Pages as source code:
-- Start --

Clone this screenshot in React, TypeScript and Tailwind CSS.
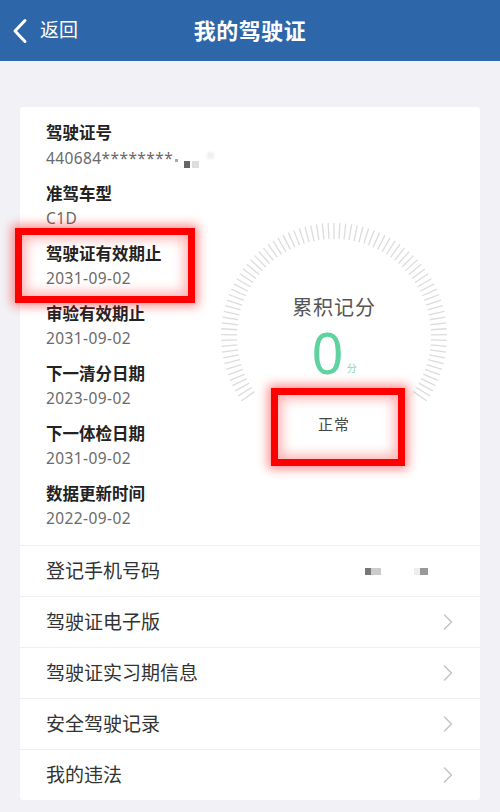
import React from "react";

const infos = [
  { label: "驾驶证号", value: "440684********" },
  { label: "准驾车型", value: "C1D" },
  { label: "驾驶证有效期止", value: "2031-09-02" },
  { label: "审验有效期止", value: "2031-09-02" },
  { label: "下一清分日期", value: "2023-09-02" },
  { label: "下一体检日期", value: "2031-09-02" },
  { label: "数据更新时间", value: "2022-09-02" },
];

const rows = ["驾驶证电子版", "驾驶证实习期信息", "安全驾驶记录", "我的违法"];

function Gauge() {
  const ticks = [];
  const n = 85;
  const start = -125;
  const end = 125;
  const cx = 120;
  const cy = 120;
  for (let i = 0; i < n; i++) {
    const a = ((start + ((end - start) * i) / (n - 1)) * Math.PI) / 180;
    const r1 = 97;
    const r2 = 113;
    ticks.push(
      <line
        key={i}
        x1={cx + r1 * Math.sin(a)}
        y1={cy - r1 * Math.cos(a)}
        x2={cx + r2 * Math.sin(a)}
        y2={cy - r2 * Math.cos(a)}
        stroke="#dcdcdc"
        strokeWidth="1.3"
      />
    );
  }
  return (
    <svg width="240" height="240" viewBox="0 0 240 240" className="absolute inset-0">
      {ticks}
    </svg>
  );
}

function Chevron() {
  return (
    <svg width="12" height="18" viewBox="0 0 12 18" fill="none">
      <path d="M2.5 2 L9.5 9 L2.5 16" stroke="#c6c6c8" strokeWidth="1.6" strokeLinecap="round" strokeLinejoin="round" />
    </svg>
  );
}

export default function App() {
  return (
    <div
      className="relative w-[500px] h-[812px] overflow-hidden bg-[#f2f2f6]"
      style={{ fontFamily: '"Noto Sans", "Noto Sans CJK SC", sans-serif' }}
    >
      <div className="relative h-[61px] bg-[#2e67a9] flex items-center">
        <div className="flex items-center pl-[12px]">
          <svg width="16" height="26" viewBox="0 0 16 26" fill="none">
            <path d="M13 2.5 L3 13 L13 23.5" stroke="white" strokeWidth="3" strokeLinecap="round" strokeLinejoin="round" />
          </svg>
          <span className="ml-[12px] text-[19px] text-white leading-none">返回</span>
        </div>
        <div className="absolute left-0 right-0 top-0 h-[61px] flex items-center justify-center pointer-events-none">
          <span className="text-[22px] font-bold text-white tracking-[0.5px]">我的驾驶证</span>
        </div>
      </div>

      <div className="px-5 pt-[46px]">
        <div className="bg-white rounded-[3px]">
          <div className="flex">
            <div className="flex-1 pl-[26px] pt-[15px] pb-[17px] flex flex-col gap-[15px]">
              {infos.map((it, i) => (
                <div key={i} className="flex flex-col">
                  <div className="text-[16.5px] leading-[22px] font-semibold text-[#222]">{it.label}</div>
                  <div className="mt-[3px] text-[15.5px] leading-[20px] text-[#6a6a6a] flex items-center tracking-[0.4px]">
                    {it.value}
                    {i === 0 && (
                      <span className="flex items-center ml-[2px] mt-[6px] gap-[2px]">
                        <span className="w-[3px] h-[3px] bg-[#aaa] blur-[0.5px]" />
                        <span className="w-[6px] h-[7px] ml-[4px] mt-[8px] bg-[#666] blur-[0.6px]" />
                        <span className="w-[7px] h-[7px] mt-[8px] bg-[#ddd] blur-[0.6px]" />
                        <span className="w-[7px] h-[7px] ml-[6px] -mt-[10px] bg-[#f0f0f0] blur-[1px]" />
                      </span>
                    )}
                  </div>
                </div>
              ))}
            </div>
            <div className="w-[240px] mr-[30px] pt-[109px]">
              <div className="relative w-[240px] h-[240px]">
                <Gauge />
                <div className="relative flex flex-col items-center pt-[80px]">
                  <div className="text-[20px] leading-[24px] text-[#555] tracking-[1px]">累积记分</div>
                  <div className="flex items-end mt-[10px]">
                    <span className="text-[56px] leading-[44px] font-normal text-[#5fd39f]" style={{ fontFamily: '"Noto Sans", sans-serif' }}>0</span>
                    <span className="text-[10px] leading-[12px] text-[#7fd9ae] ml-[3px]">分</span>
                  </div>
                  <div className="mt-[40px] text-[15px] leading-[20px] text-[#444] tracking-[1px]">正常</div>
                </div>
              </div>
            </div>
          </div>

          <div className="h-[51px] border-t border-[#efeff1] pl-[26px] pr-[52px] flex items-center justify-between">
            <span className="text-[19px] text-[#333]">登记手机号码</span>
            <span className="flex items-center">
              <span className="w-[6px] h-[7px] bg-[#777] blur-[0.6px]" />
              <span className="w-[10px] h-[7px] bg-[#ccc] blur-[0.6px]" />
              <span className="w-[6px] h-[7px] ml-[33px] bg-[#eee] blur-[0.6px]" />
              <span className="w-[8px] h-[7px] bg-[#999] blur-[0.6px]" />
            </span>
          </div>
          {rows.map((r) => (
            <div key={r} className="h-[51px] border-t border-[#efeff1] pl-[26px] pr-[26px] flex items-center justify-between">
              <span className="text-[19px] text-[#333]">{r}</span>
              <Chevron />
            </div>
          ))}
        </div>
      </div>

      <div className="absolute left-[15px] top-[228px] w-[180px] h-[75px] border-[7px] border-[#ff0000] shadow-[0_0_10px_3px_rgba(255,0,0,0.45),inset_0_0_12px_4px_rgba(255,0,0,0.3)]" />
      <div className="absolute left-[271px] top-[388px] w-[134px] h-[78px] border-[7px] border-[#ff0000] shadow-[0_0_10px_3px_rgba(255,0,0,0.45),inset_0_0_12px_4px_rgba(255,0,0,0.3)]" />
    </div>
  );
}
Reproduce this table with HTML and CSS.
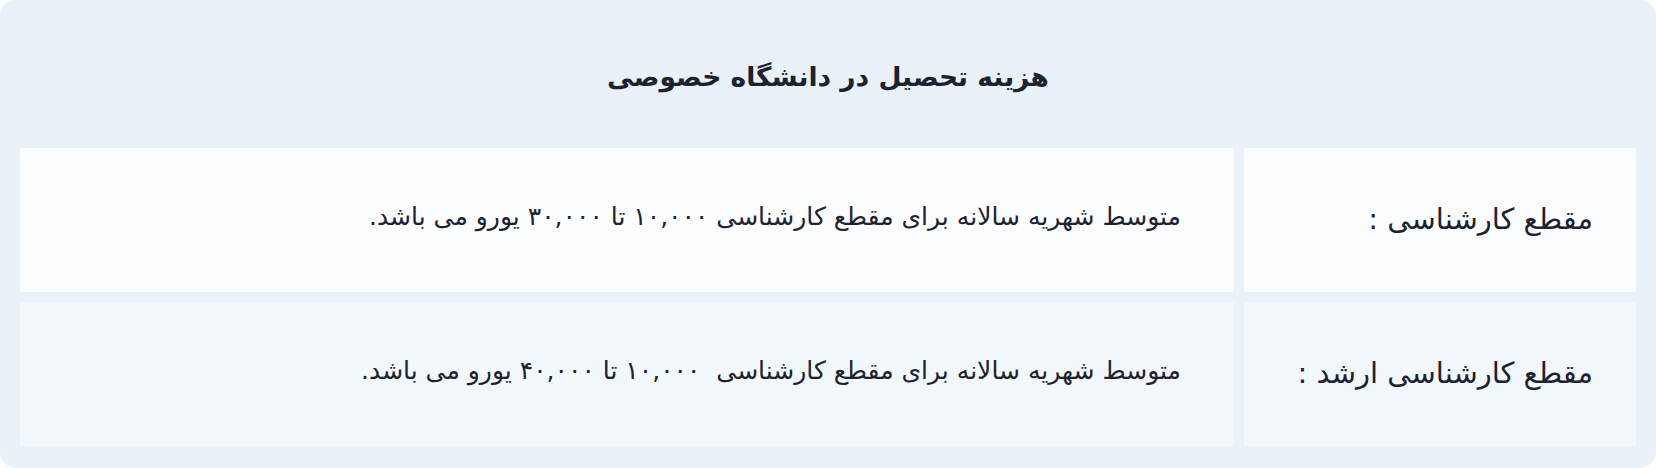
FILE: index.html
```html
<!DOCTYPE html>
<html lang="fa" dir="rtl">
<head>
<meta charset="utf-8">
<title>هزینه تحصیل</title>
<link rel="stylesheet" href="styles.css">
</head>
<body>
<section class="card">
  <h2 class="title">هزینه تحصیل در دانشگاه خصوصی</h2>
  <div class="grid">
    <div class="cell label row-a">مقطع کارشناسی :</div>
    <div class="cell desc row-a">متوسط شهریه سالانه برای مقطع کارشناسی ۱۰,۰۰۰ تا ۳۰,۰۰۰ یورو می باشد.</div>
    <div class="cell label row-b">مقطع کارشناسی ارشد :</div>
    <div class="cell desc row-b">متوسط شهریه سالانه برای مقطع کارشناسی&nbsp; ۱۰,۰۰۰ تا ۴۰,۰۰۰ یورو می باشد.</div>
  </div>
</section>
</body>
</html>
```
FILE: styles.css
```css
html, body {
  margin: 0;
  padding: 0;
  background: #ffffff;
}
body {
  font-family: "DejaVu Sans", sans-serif;
  color: #1c2230;
}
.card {
  box-sizing: border-box;
  width: 1656px;
  height: 468px;
  background: #eaf2f9;
  border-radius: 16px;
  padding: 0 20px 22px;
  display: flex;
  flex-direction: column;
}
.title {
  margin: 0;
  height: 148px;
  display: flex;
  align-items: center;
  justify-content: center;
  font-size: 26.5px;
  font-weight: bold;
  padding-top: 4px;
  box-sizing: border-box;
}
.grid {
  display: grid;
  grid-template-columns: 392px 1fr;
  grid-auto-rows: 144px;
  gap: 10px;
}
.cell {
  display: flex;
  align-items: center;
}
.row-a { background: #fcfdff; }
.row-b { background: #f3f8fc; }
.label {
  font-size: 29px;
  padding-right: 43px;
  padding-bottom: 2px;
}
.desc {
  font-size: 25px;
  padding-right: 53px;
  padding-bottom: 8px;
}
```
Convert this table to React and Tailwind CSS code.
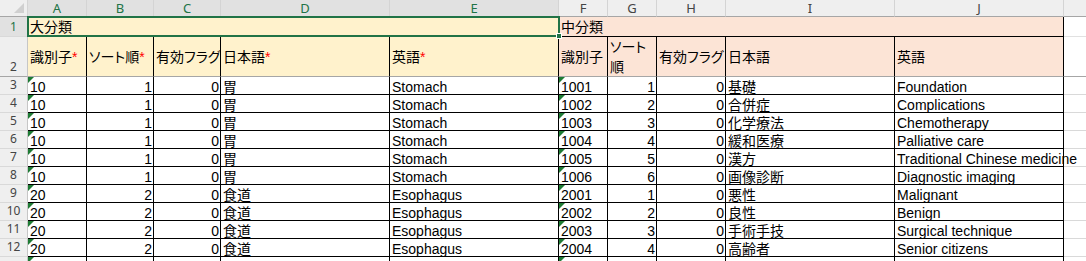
import React from "react";

const colHeads = [
  { label: "A", sel: true },
  { label: "B", sel: true },
  { label: "C", sel: true },
  { label: "D", sel: true },
  { label: "E", sel: true },
  { label: "F", sel: false },
  { label: "G", sel: false },
  { label: "H", sel: false },
  { label: "I", sel: false },
  { label: "J", sel: false },
  { label: "", sel: false },
];

const rows = [
  ["10", "1", "0", "胃", "Stomach", "1001", "1", "0", "基礎", "Foundation"],
  ["10", "1", "0", "胃", "Stomach", "1002", "2", "0", "合併症", "Complications"],
  ["10", "1", "0", "胃", "Stomach", "1003", "3", "0", "化学療法", "Chemotherapy"],
  ["10", "1", "0", "胃", "Stomach", "1004", "4", "0", "緩和医療", "Palliative care"],
  ["10", "1", "0", "胃", "Stomach", "1005", "5", "0", "漢方", "Traditional Chinese medicine"],
  ["10", "1", "0", "胃", "Stomach", "1006", "6", "0", "画像診断", "Diagnostic imaging"],
  ["20", "2", "0", "食道", "Esophagus", "2001", "1", "0", "悪性", "Malignant"],
  ["20", "2", "0", "食道", "Esophagus", "2002", "2", "0", "良性", "Benign"],
  ["20", "2", "0", "食道", "Esophagus", "2003", "3", "0", "手術手技", "Surgical technique"],
  ["20", "2", "0", "食道", "Esophagus", "2004", "4", "0", "高齢者", "Senior citizens"],
];

const yellowHeads = [
  { text: "識別子", req: true },
  { text: "ソート順", req: true },
  { text: "有効フラグ", req: false },
  { text: "日本語", req: true },
  { text: "英語", req: true },
];

const orangeHeads = ["識別子", null, "有効フラグ", "日本語", "英語"];

function RowHead({ n, sel, tall }) {
  return (
    <div
      className={`flex h-full items-end justify-center border-r border-b border-r-[#c6c6c6] pb-[1px] font-['Noto_Sans',sans-serif] text-[12px] leading-[16px] ${
        tall ? "border-b-[#a6a6a6]" : "border-b-[#d9d9d9]"
      } ${sel ? "bg-[#e1e1e1] text-[#217346]" : "bg-[#efefef] text-[#444]"}`}
    >
      {n}
    </div>
  );
}

function DataCell({ value, col }) {
  const right = col === 1 || col === 2 || col === 6 || col === 7;
  const flag = col === 0 || col === 5;
  return (
    <div
      className={`relative h-[18px] border-r border-b border-black pt-[2px] text-[14px] leading-[16px] whitespace-nowrap ${
        right ? "text-right pr-[1px]" : "pl-[2px]"
      } ${col === 9 ? "z-10 overflow-visible" : "overflow-hidden"}`}
    >
      {flag && (
        <span className="absolute left-0 top-0 h-0 w-0 border-t-[6px] border-r-[6px] border-t-[#1e7b34] border-r-transparent" />
      )}
      {value}
    </div>
  );
}

export default function App() {
  return (
    <div className="h-[261px] w-[1086px] overflow-hidden bg-white text-black font-['Liberation_Sans','Noto_Sans_CJK_JP',sans-serif] [font-feature-settings:'palt']">
      <div className="grid grid-cols-[28px_59px_67px_67px_169px_169px_49px_49px_69px_169px_169px_1fr]">
        {/* column headers */}
        <div className="relative h-[17px] bg-[#efefef] border-r border-b border-r-[#d4d4d4] border-b-[#a6a6a6]">
          <svg className="absolute right-[3px] bottom-[3px]" width="10" height="10" viewBox="0 0 10 10">
            <polygon points="10,0 10,10 0,10" fill="#d0d0d0" />
          </svg>
        </div>
        {colHeads.map((c, i) => (
          <div
            key={i}
            className={`flex h-[17px] items-center justify-center border-b border-b-[#a6a6a6] font-['Noto_Sans',sans-serif] text-[13px] leading-[16px] ${
              i < 10 ? "border-r border-r-[#d4d4d4]" : ""
            } ${c.sel ? "bg-[#e1e1e1] text-[#217346]" : "bg-[#efefef] text-[#444]"}`}
          >
            {c.label}
          </div>
        ))}

        {/* row 1 */}
        <div className="h-[20px]">
          <RowHead n="1" sel />
        </div>
        <div className="relative col-span-5 flex h-[20px] items-center border-b border-black bg-[#fff2cc] pl-[2px] pt-[1px] text-[14px] leading-[17px]">
          大分類
          <div className="absolute -left-px -top-px -right-px -bottom-px z-20 border-2 border-[#217346]">
            <div className="absolute right-[-4px] bottom-[-4px] h-[6px] w-[6px] border border-white bg-[#217346]" />
          </div>
        </div>
        <div className="col-span-5 flex h-[20px] items-center border-r border-b border-black bg-[#fce4d6] pl-[2px] pt-[1px] text-[14px] leading-[17px]">
          中分類
        </div>
        <div className="h-[20px] border-b border-b-[#e1e1e1]" />

        {/* row 2 */}
        <div className="h-[40px]">
          <RowHead n="2" tall />
        </div>
        {yellowHeads.map((h, i) => (
          <div
            key={i}
            className="flex h-[40px] items-center overflow-hidden whitespace-nowrap border-r border-b border-r-black border-b-[#a6a6a6] bg-[#fff2cc] pl-[2px] pt-[1px] text-[14px] leading-[17px]"
          >
            {h.text}
            {h.req && <span className="text-[#ff0000]">*</span>}
          </div>
        ))}
        {orangeHeads.map((h, i) =>
          h === null ? (
            <div
              key={i}
              className="h-[40px] border-r border-b border-r-black border-b-[#a6a6a6] bg-[#fce4d6] pl-[2px] text-[14px] leading-[20px]"
            >
              ソート
              <br />順
            </div>
          ) : (
            <div
              key={i}
              className="flex h-[40px] items-center overflow-hidden whitespace-nowrap border-r border-b border-r-black border-b-[#a6a6a6] bg-[#fce4d6] pl-[2px] pt-[1px] text-[14px] leading-[17px]"
            >
              {h}
            </div>
          )
        )}
        <div className="h-[40px] border-b border-b-[#a6a6a6]" />

        {/* data rows */}
        {rows.map((r, ri) => (
          <React.Fragment key={ri}>
            <div className="h-[18px]">
              <RowHead n={String(ri + 3)} />
            </div>
            {r.map((v, ci) => (
              <DataCell key={ci} value={v} col={ci} />
            ))}
            <div className="h-[18px] border-b border-b-[#d9d9d9]" />
          </React.Fragment>
        ))}

        {/* row 13, only its top edge is in view */}
        <div className="h-[18px]">
          <RowHead n="" />
        </div>
        {Array.from({ length: 10 }).map((_, ci) => (
          <DataCell key={ci} value="" col={ci} />
        ))}
        <div className="h-[18px] border-b border-b-[#d9d9d9]" />
      </div>
    </div>
  );
}
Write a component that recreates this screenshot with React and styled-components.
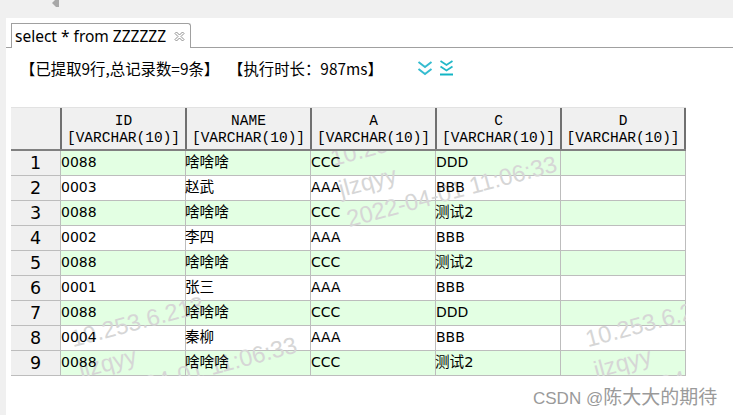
import React from "react";
import styled, { createGlobalStyle } from "styled-components";

const Global = createGlobalStyle`
  html, body { margin: 0; padding: 0; background: #fff; }
  body { width: 733px; height: 415px; overflow: hidden; font-family: "DejaVu Sans", "Noto Sans CJK SC", sans-serif; color: #000; }
`;

const Page = styled.div`
  position: relative;
  width: 733px;
  height: 415px;
  display: flex;
  flex-direction: column;
  overflow: hidden;
`;
const TopBar = styled.div`
  height: 18px;
  flex: none;
  background: #f0f0f0;
  padding-left: 52px;
`;
const Main = styled.div`
  flex: 1;
  display: flex;
  min-height: 0;
`;
const LeftStrip = styled.div`
  width: 6px;
  flex: none;
  background: #f0f0f0;
`;
const Content = styled.div`
  flex: 1;
  padding-top: 5px;
  min-width: 0;
`;
const TabStrip = styled.div`
  display: flex;
  height: 25px;
  padding-left: 5px;
  border-bottom: 1px solid #a0a0a0;
  box-sizing: border-box;
`;
const Tab = styled.div`
  width: 180px;
  height: 25px;
  box-sizing: border-box;
  display: flex;
  align-items: center;
  gap: 8px;
  padding: 0 0 0 3px;
  background: #fff;
  border: 1px solid #a0a0a0;
  border-bottom: none;
  border-radius: 0 3px 0 0;
  font: 15.5px "Noto Sans", "Noto Sans CJK SC", sans-serif;
  white-space: nowrap;
`;
const Status = styled.div`
  display: flex;
  align-items: center;
  height: 18px;
  margin-top: 11px;
  padding-left: 14px;
  font: 15.4px "Noto Sans CJK SC", sans-serif;
  white-space: nowrap;
`;
const StatusText = styled.span`
  width: ${p => p.$w}px;
  flex: none;
`;
const Icons = styled.div`
  display: flex;
  gap: 6px;
  align-items: center;
  margin-top: -1px;
`;
const Table = styled.div`
  margin: 30px 0 0 5px;
  width: 675px;
  display: flex;
  flex-direction: column;
`;
const Head = styled.div`
  display: grid;
  grid-template-columns: 51px repeat(4, 125px) 124px;
  height: 44px;
  box-sizing: border-box;
  background: #f0f0f0;
  border-top: 1px solid #e2e2e2;
  border-bottom: 2px solid #808080;
`;
const HeadCell = styled.div`
  box-sizing: border-box;
  border-right: 2px solid #707070;
  display: flex;
  flex-direction: column;
  align-items: center;
  justify-content: center;
  padding-top: 2px;
  font: 14.5px/17px "Liberation Mono", monospace;
  white-space: nowrap;
`;
const Body = styled.div`
  position: relative;
`;
const Row = styled.div`
  display: grid;
  grid-template-columns: 49px repeat(4, 125px) 126px;
  width: 675px;
  height: 25px;
  box-sizing: border-box;
  border-bottom: 1px solid #bdbdbd;
  background: ${p => (p.$alt ? "#e3ffe3" : "#fff")};
`;
const RowHead = styled.div`
  background: #f0f0f0;
  font: 17.5px "DejaVu Sans", sans-serif;
  display: flex;
  align-items: center;
  justify-content: center;
  position: relative;
  z-index: 2;
`;
const Cell = styled.div`
  box-sizing: border-box;
  border-left: 1px solid #bdbdbd;
  display: flex;
  align-items: center;
  padding-bottom: 2px;
  font-size: 14px;
  white-space: nowrap;
  &:last-child { border-right: 1px solid #bdbdbd; }
`;
const CellText = styled.span`
  position: relative;
  z-index: 2;
  line-height: 16px;
  font-size: ${p => (p.$wide ? "14.6px" : "14px")};
  margin-left: ${p => (p.$wide ? "-1px" : "0")};
`;
const Marks = styled.div`
  position: absolute;
  left: 49px;
  top: 0;
  right: 0;
  bottom: 0;
  overflow: hidden;
  z-index: 1;
  pointer-events: none;
`;
const Mark = styled.div`
  position: absolute;
  left: ${p => p.$x}px;
  top: ${p => p.$y}px;
  transform: rotate(-15deg);
  transform-origin: 0 0;
  color: #d6d6d6;
  font: 23.5px/31.5px "Liberation Sans", sans-serif;
  white-space: nowrap;
`;
const Credit = styled.div`
  position: absolute;
  left: 533px;
  top: 382px;
  color: #9a9a9a;
  font: 17px "Liberation Sans", "Noto Sans CJK SC", sans-serif;
  white-space: nowrap;
`;
const CreditName = styled.span`
  font-size: 19px;
`;

const Arrow = () => (
  <svg width="7" height="7" viewBox="0 0 7 7" style={{ display: "block" }}>
    <path d="M0 3 L3 0 H7 V7 H4 Z" fill="#a8a8a8" />
  </svg>
);
const CloseIcon = () => (
  <svg width="11" height="11" viewBox="0 0 11 11" style={{ flex: "none" }}>
    <path d="M1 2.5 L2.5 1 L5.5 4 L8.5 1 L10 2.5 L7 5.5 L10 8.5 L8.5 10 L5.5 7 L2.5 10 L1 8.5 L4 5.5 Z" fill="#fff" stroke="#8f8f8f" strokeWidth="1" />
  </svg>
);
const DoubleDown = () => (
  <svg width="16" height="16" viewBox="0 0 16 16">
    <path d="M1.5 2 L8 7 L14.5 2 M1.5 9 L8 14 L14.5 9" fill="none" stroke="#35bcd0" strokeWidth="2" />
  </svg>
);
const ToBottom = () => (
  <svg width="15" height="16" viewBox="0 0 15 16">
    <path d="M1.5 1 L7.5 5 L13.5 1 M1.5 6.5 L7.5 10.5 L13.5 6.5" fill="none" stroke="#22b8c8" strokeWidth="1.8" />
    <path d="M1 14.5 H14" stroke="#12b5c4" strokeWidth="2" />
  </svg>
);

const columns = ["ID", "NAME", "A", "C", "D"];
const rows = [
  ["0088", "啥啥啥", "CCC", "DDD", ""],
  ["0003", "赵武", "AAA", "BBB", ""],
  ["0088", "啥啥啥", "CCC", "测试2", ""],
  ["0002", "李四", "AAA", "BBB", ""],
  ["0088", "啥啥啥", "CCC", "测试2", ""],
  ["0001", "张三", "AAA", "BBB", ""],
  ["0088", "啥啥啥", "CCC", "DDD", ""],
  ["0004", "秦柳", "AAA", "BBB", ""],
  ["0088", "啥啥啥", "CCC", "测试2", ""],
];
const marks = [
  { x: 267, y: -7 },
  { x: 7, y: 174 },
  { x: 522, y: 174 },
];

export default function App() {
  return (
    <Page>
      <Global />
      <TopBar><Arrow /></TopBar>
      <Main>
        <LeftStrip />
        <Content>
          <TabStrip>
            <Tab>select * from ZZZZZZ<CloseIcon /></Tab>
          </TabStrip>
          <Status>
            <StatusText $w={208}>【已提取9行,总记录数=9条】</StatusText>
            <StatusText $w={189}>【执行时长：987ms】</StatusText>
            <Icons><DoubleDown /><ToBottom /></Icons>
          </Status>
          <Table>
            <Head>
              <HeadCell />
              {columns.map(c => (
                <HeadCell key={c}><span>{c}</span><span>[VARCHAR(10)]</span></HeadCell>
              ))}
            </Head>
            <Body>
              {rows.map((r, i) => (
                <Row key={i} $alt={i % 2 === 0}>
                  <RowHead>{i + 1}</RowHead>
                  {r.map((v, j) => (
                    <Cell key={j}><CellText $wide={/[^\x00-\x7f]/.test(v)}>{v}</CellText></Cell>
                  ))}
                </Row>
              ))}
              <Marks>
                {marks.map((m, i) => (
                  <Mark key={i} $x={m.x} $y={m.y}>
                    10.253.6.213<br />jlzqyy<br />2022-04-01 11:06:33
                  </Mark>
                ))}
              </Marks>
            </Body>
          </Table>
        </Content>
      </Main>
      <Credit>CSDN @<CreditName>陈大大的期待</CreditName></Credit>
    </Page>
  );
}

-- End --

## Written exercise
Say how many lines in the entries contain the string "Tailwind", and leave out everything else.

## Output of the exercise
2